Face à cette posture jugée récalcitrante, des «mesures conservatoires» ont été prises par le Bureau politique du Rp sur initiative du Premier serviteur. Selon le Dr Alioune Camara, «les postes d'adjoint étant supprimés par le Bp sur demande du leader du parti, Baye Mamoune Niasse n'est plus adjoint au Premier serviteur». Néanmoins, «il demeure toujours le chargé des questions sociales». Explication du porte-parole : «Si le frère du Premier serviteur en vient à prêcher dans un sens contraire aux principes du parti, on le traite comme les autres militants. Cela montre que le Rp est un parti démocratique.»

«Risques d'exclusion»

Outre cette mesure conservatoire, le Rassemblement du peuple envisage quand même des démarches auprès de Baye Mamoune Niasse afin de «le ramener à la raison dans le sens du respect des dispositions du parti». C'est ainsi qu'au sortir du Bp tenu l'autre semaine, le Premier serviteur, Serigne Mansour Niasse, lui avait envoyé une délégation munie d'une «lettre explicite» relative aux décisions rendues par le parti sur ses différentes positions.

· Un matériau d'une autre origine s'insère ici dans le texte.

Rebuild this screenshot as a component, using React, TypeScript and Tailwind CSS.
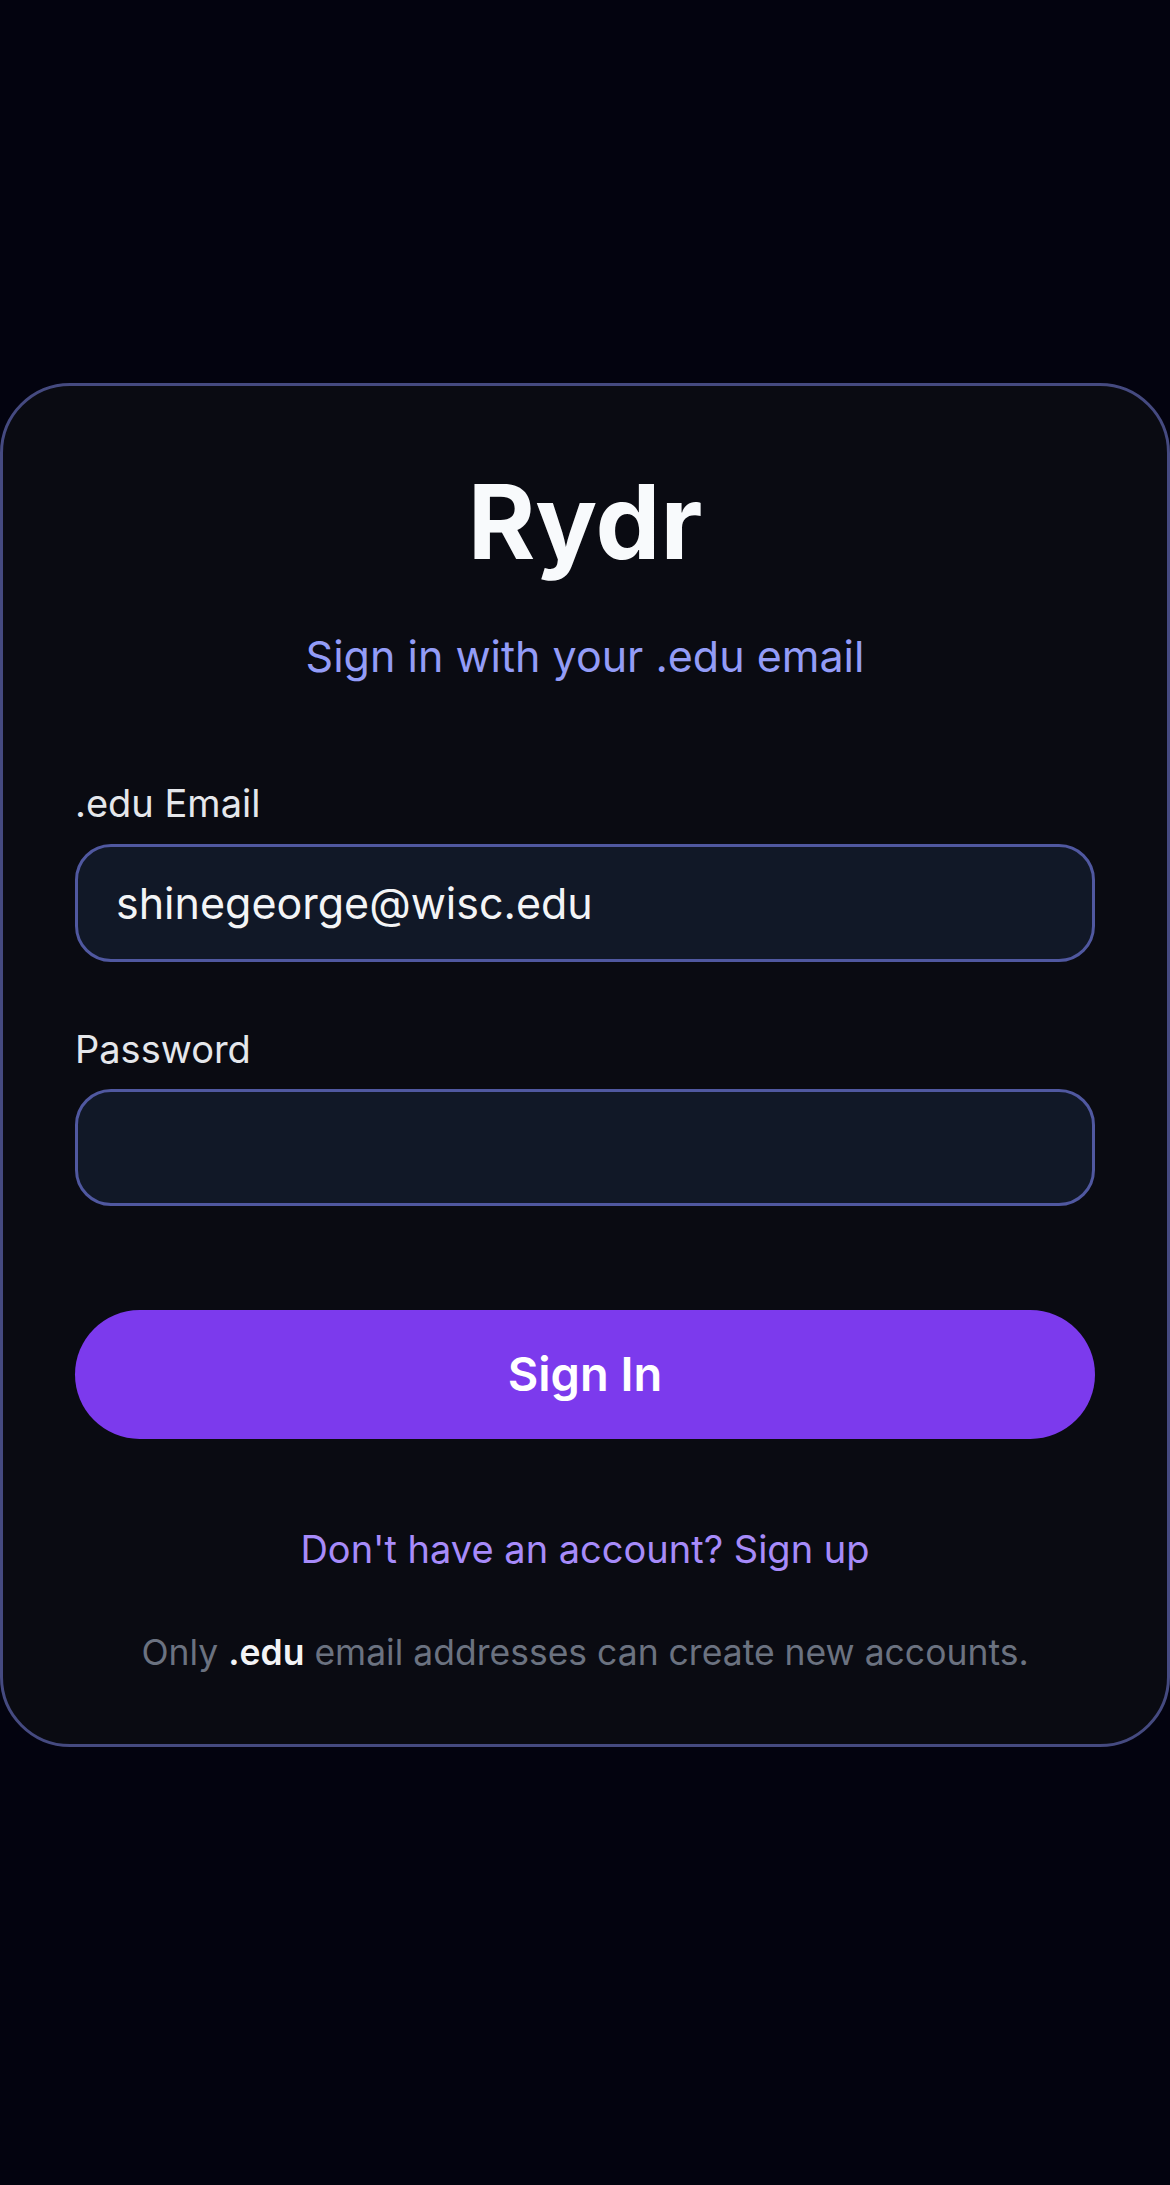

Cependant, rappelle le porte-parole Alioune Camara, «les procédures (pourraient) aller de la mise en demeure à la suspension ou à l'exclusion tout court». Précision du porte-parole :  «S'il n'obtempère pas après la mise en demeure, et après l'avertissement, c'est lui qui se sera exclu du Rp.» Réplique de Baye Mamoune Niasse : «Celui qui a des soutiens à un niveau insoupçonné (dans le parti) n'a rien à craindre.»

Au-delà des apparences, la crise au Rp paraît plus profonde. Certaines indiscrétions font part d'un problème d'héritage qui se serait posé entre les descendants. «Faux, rassure le fils ainé de Serigne Mamoune Niasse, il n'en est rien. Il n'y a aucun problème entre Mansour et moi, et encore moins un problème d'héritage. L'héritage de mon père a été exécuté selon les règles établies par l'islam et la sounah (NDLR : pratiques) de son prophète. Et jusqu'ici, il n'y a eu aucune contestation au sein de la famille.»